Consider this thought experiment: You’re on Facebook, Instagram, Twitter, Snapchat or
. You have a friend who exclusively posts about their work, or about a multi-level marketing program, or overposts about their kids or their personal life. You probably have someone in mind. Now think about how much credibility that you perceive that person having.
This is the conundrum for your employees. They are always thinking about their invisible audiences, how they will be perceived by their peers, and whether they will be judged credible and authentic on social media. There is a lot that goes into the decision to be an employee advocate. Ryan Holmes touches on this point quite eloquently, recommending that employee advocates are used “sparingly.” He points out that trust is an essential driver of interaction on social media, and you want your employees to be perceived as genuine and authentic by their audience.
You don’t want your employees to overshare. It kills their credibility with the audience that you want them to reach and to resonate with.
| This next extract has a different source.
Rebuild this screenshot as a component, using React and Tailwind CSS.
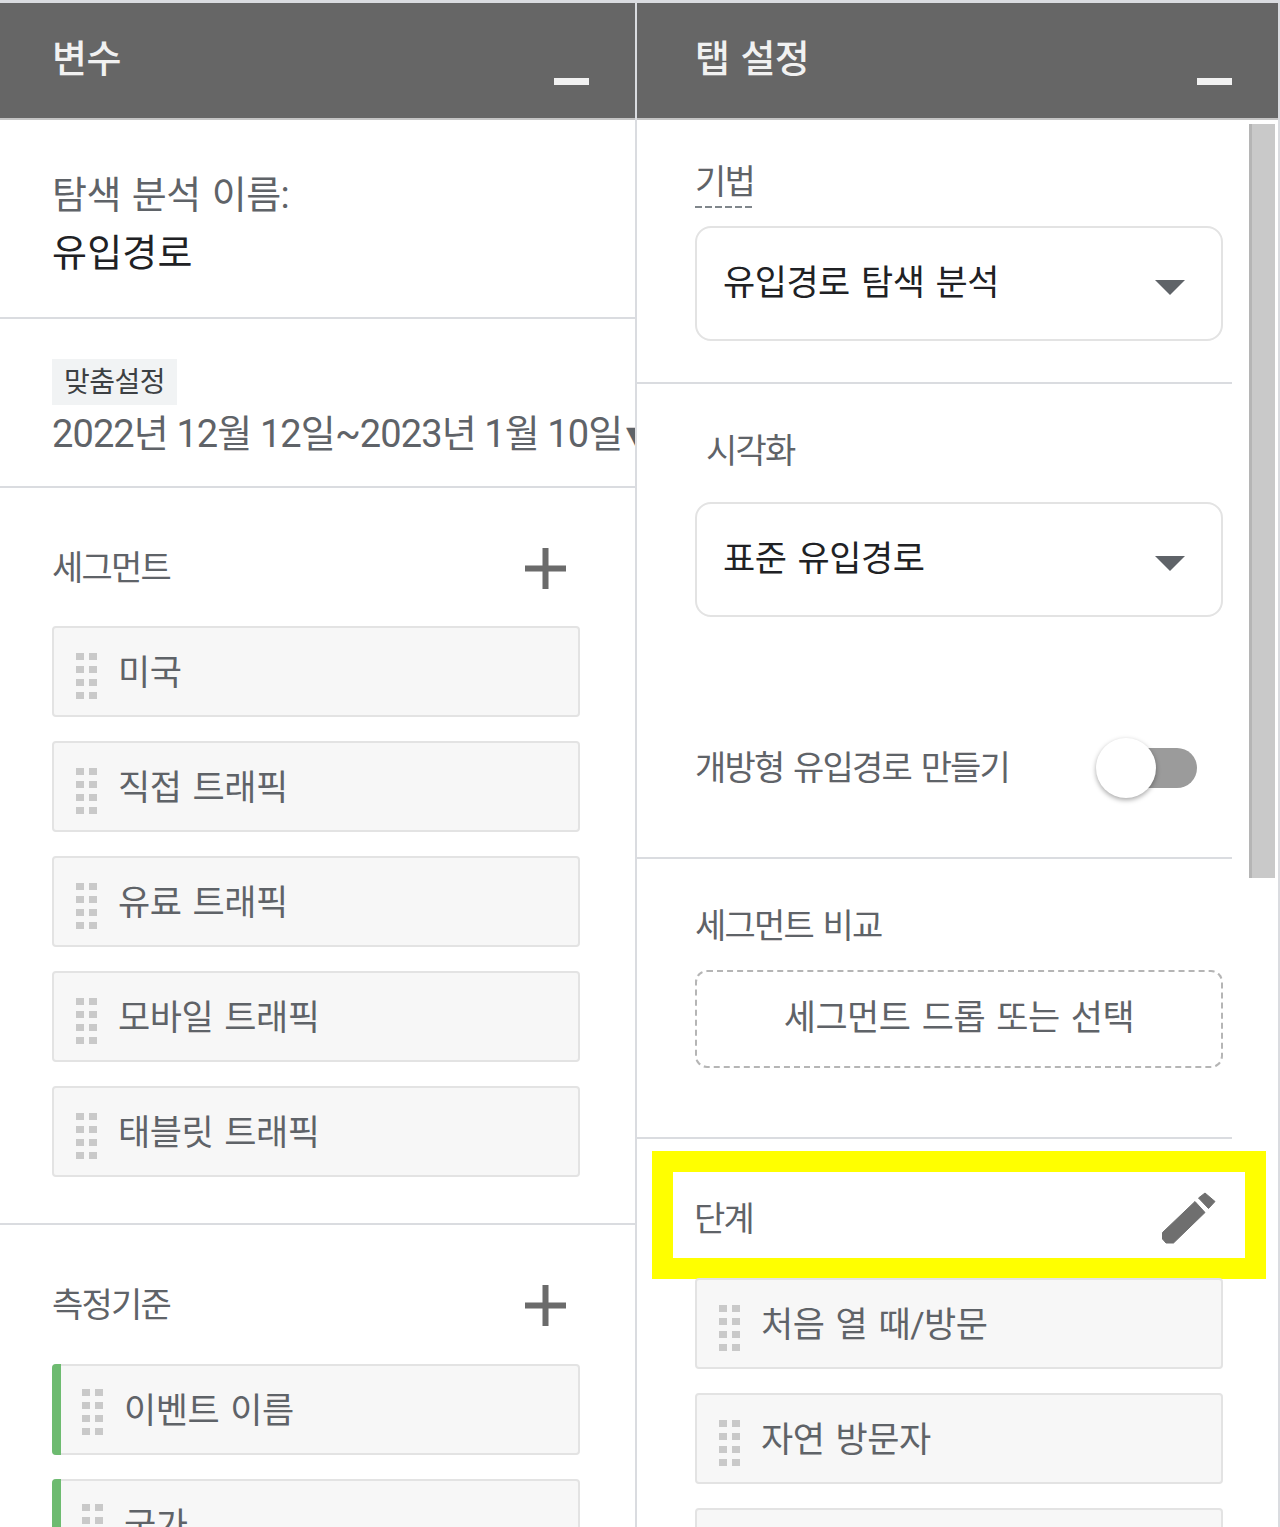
import React from "react";

const font = "font-['Roboto','Noto_Sans_CJK_KR',sans-serif]";
const labelText = "text-[34px] leading-[48px] tracking-[-1.8px] [word-spacing:3px] text-[#5f6368]";

const Grip = () => (
  <div className="grid grid-cols-2 gap-x-[5px] gap-y-[6px] w-[21px] shrink-0">
    {[0, 1, 2, 3, 4, 5, 6, 7].map((i) => (
      <span key={i} className="block h-[7px] w-[8px] bg-[#c9c9c9]" />
    ))}
  </div>
);

const Item = ({ text, green }) => (
  <div className="relative flex h-[91px] w-[528px] shrink-0 items-center rounded-[4px] border-2 border-[#e3e3e3] bg-[#f7f7f7]">
    {green && <div className="absolute inset-y-[-2px] left-[-2px] w-[9px] rounded-l-[4px] bg-[#6dbb70]" />}
    <div className={green ? "ml-[28px] mt-[5px]" : "ml-[22px] mt-[9px]"}>
      <Grip />
    </div>
    <span className="ml-[21px] mt-[5px] text-[35px] tracking-[-0.5px] [word-spacing:3px] text-[#5f6368]">{text}</span>
  </div>
);

const Header = ({ title, left }) => (
  <div className={`${left} flex h-[117px] shrink-0 items-start justify-between border-b-2 border-[#c4c4c4] bg-[#666666] pr-[46px]`}>
    <span className="mt-[31px] text-[38px] leading-[50px] font-medium tracking-[-0.5px] [word-spacing:2px] text-[#f1f1f1]">{title}</span>
    <span className="mt-[75px] block h-[7px] w-[35px] bg-[#f1f1f1]" />
  </div>
);

const Plus = () => (
  <svg width="41" height="41" viewBox="0 0 41 41" className="shrink-0">
    <path d="M17.5 0h6v17.5H41v6H23.5V41h-6V23.5H0v-6h17.5z" fill="#6b6b6b" />
  </svg>
);

const Caret = () => (
  <svg width="30" height="16" viewBox="0 0 30 16" className="shrink-0">
    <path d="M0 0h30L15 15z" fill="#5f6368" />
  </svg>
);

const Pencil = () => (
  <svg width="54" height="54" viewBox="0 0 54 54" className="shrink-0">
    <path
      d="M33 9.5 43 20.5 11.5 51H4L.5 47V40.5zM43 1 53 9.5 46.5 16.5 36.5 6z"
      fill="#6f6f6f"
      stroke="#6f6f6f"
      strokeWidth="1"
      strokeLinejoin="round"
    />
  </svg>
);

const Select = ({ text }) => (
  <div className="flex h-[115px] w-[528px] items-center justify-between rounded-[16px] border-2 border-[#e3e3e3] pl-[26px] pr-[36px]">
    <span className="mt-[2px] text-[35px] tracking-[-0.5px] [word-spacing:3px] text-[#202124]">{text}</span>
    <span className="mt-2">
      <Caret />
    </span>
  </div>
);

const Divider = () => <div className="h-[2px] shrink-0 bg-[#dadce0]" />;

export default function App() {
  return (
    <div className={`${font} flex h-[1527px] w-[1280px] flex-col overflow-hidden bg-white`}>
      <div className="h-[3px] shrink-0 bg-[#dadce0]" />
      <div className="flex min-h-0 flex-1">
        {/* left panel */}
        <div className="flex w-[635px] shrink-0 flex-col">
          <Header title="변수" left="pl-[52px]" />

          <div className="flex h-[197px] shrink-0 flex-col pl-[52px] pt-[46px]">
            <span className="text-[38px] leading-[58px] tracking-[-0.5px] [word-spacing:2px] text-[#5f6368]">탐색 분석 이름:</span>
            <span className="text-[38px] leading-[58px] tracking-[0.2px] text-[#202124]">유입경로</span>
          </div>
          <Divider />

          <div className="flex h-[167px] shrink-0 flex-col items-start overflow-hidden pl-[52px] pt-[40px]">
            <span className="flex h-[46px] w-[125px] items-center justify-center bg-[#f1f3f4] pt-[2px] text-[28px] tracking-[-0.5px] text-[#3c4043]">맞춤설정</span>
            <span className="whitespace-nowrap text-[38px] leading-[58px] tracking-[-0.9px] text-[#5f6368]">
              2022년 12월 12일~2023년 1월 10일<span className="ml-[4px]">▾</span>
            </span>
          </div>
          <Divider />

          <div className="flex h-[735px] shrink-0 flex-col pl-[52px]">
            <div className="mt-[56px] flex w-[514px] items-center justify-between">
              <span className={labelText}>세그먼트</span>
              <Plus />
            </div>
            <div className="mt-[34px] flex flex-col gap-[24px]">
              {["미국", "직접 트래픽", "유료 트래픽", "모바일 트래픽", "태블릿 트래픽"].map((t) => (
                <Item key={t} text={t} />
              ))}
            </div>
          </div>
          <Divider />

          <div className="flex flex-col pl-[52px]">
            <div className="mt-[56px] flex w-[514px] items-center justify-between">
              <span className={labelText}>측정기준</span>
              <Plus />
            </div>
            <div className="mt-[35px] flex flex-col gap-[24px]">
              <Item text="이벤트 이름" green />
              <Item text="국가" green />
            </div>
          </div>
        </div>

        <div className="w-[2px] shrink-0 bg-[#dadce0]" />

        {/* right panel */}
        <div className="relative flex w-[641px] shrink-0 flex-col">
          <Header title="탭 설정" left="pl-[58px]" />
          <div className="absolute right-[3px] top-[121px] h-[754px] w-[26px] border-l-[3px] border-[#b5b5b5] bg-[#c9c9c9]" />

          <div className="flex h-[262px] w-[595px] shrink-0 flex-col items-start pl-[58px] pt-[38px]">
            <div className="flex flex-col">
              <span className={labelText}>기법</span>
              <span className="h-[2px] bg-[repeating-linear-gradient(90deg,#80868b_0,#80868b_7px,transparent_7px,transparent_10px)]" />
            </div>
            <div className="mt-[18px]">
              <Select text="유입경로 탐색 분석" />
            </div>
          </div>
          <div className="w-[595px]"><Divider /></div>

          <div className="flex h-[473px] w-[595px] shrink-0 flex-col pl-[58px]">
            <span className={`${labelText} ml-[11px] mt-[43px]`}>시각화</span>
            <div className="mt-[27px]">
              <Select text="표준 유입경로" />
            </div>
            <div className="mt-[127px] flex w-[502px] items-center justify-between">
              <span className={labelText}>개방형 유입경로 만들기</span>
              <div className="relative h-[40px] w-[101px]">
                <div className="absolute right-0 top-0 h-[40px] w-[78px] rounded-full bg-[#9b9b9b]" />
                <div className="absolute left-0 top-[-10px] h-[60px] w-[60px] rounded-full bg-white shadow-[0_2px_5px_rgba(0,0,0,0.35)]" />
              </div>
            </div>
          </div>
          <div className="w-[595px]"><Divider /></div>

          <div className="flex h-[278px] w-[595px] shrink-0 flex-col pl-[58px]">
            <span className={`${labelText} mt-[43px]`}>세그먼트 비교</span>
            <div className="mt-[20px] flex h-[98px] w-[528px] items-center justify-center rounded-[12px] border-2 border-dashed border-[#b5b5b5] text-[35px] tracking-[-0.5px] [word-spacing:3px] text-[#5f6368]">
              세그먼트 드롭 또는 선택
            </div>
          </div>
          <div className="w-[595px]"><Divider /></div>

          <div className="ml-[15px] mt-[12px] flex h-[128px] w-[614px] shrink-0 items-center justify-between border-[21px] border-[#ffff00] pl-[21px] pr-[29px] pt-[8px]">
            <span className={labelText}>단계</span>
            <Pencil />
          </div>

          <div className="ml-[58px] -mt-[1px] flex flex-col gap-[24px]">
            <Item text="처음 열 때/방문" />
            <Item text="자연 방문자" />
            <Item text="" />
          </div>
        </div>
        <div className="w-[2px] shrink-0 bg-[#dadce0]" />
      </div>
    </div>
  );
}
A reasonable goal to set is to foster a small amount of advocacy relative to social media activities that reinforce the authenticity of the individual.
Shannon Gausepohl writes that “employees need to be allowed to speak in their own voice if you want genuine, positive engagement (on social media).” This is the endstate that you get by effectively communicating a “demonstration of partnership” in your social media policy, and following up with practical training.
When maintaining your employee advocacy program, businesses and leadership need to demonstrate authenticity consistent with your partnership. From a PR perspective or a “legalese” perspective we are trained to stay on message, and often this obstinance is perceived as disingenuousness. Being regarded as inauthentic when trying to encourage employees to help promote and amplify your company through earned media is not smart.
People perceive social media as a way to express their genuine selves. If you want to co-opt their social media, you need to be likewise authentic and genuine.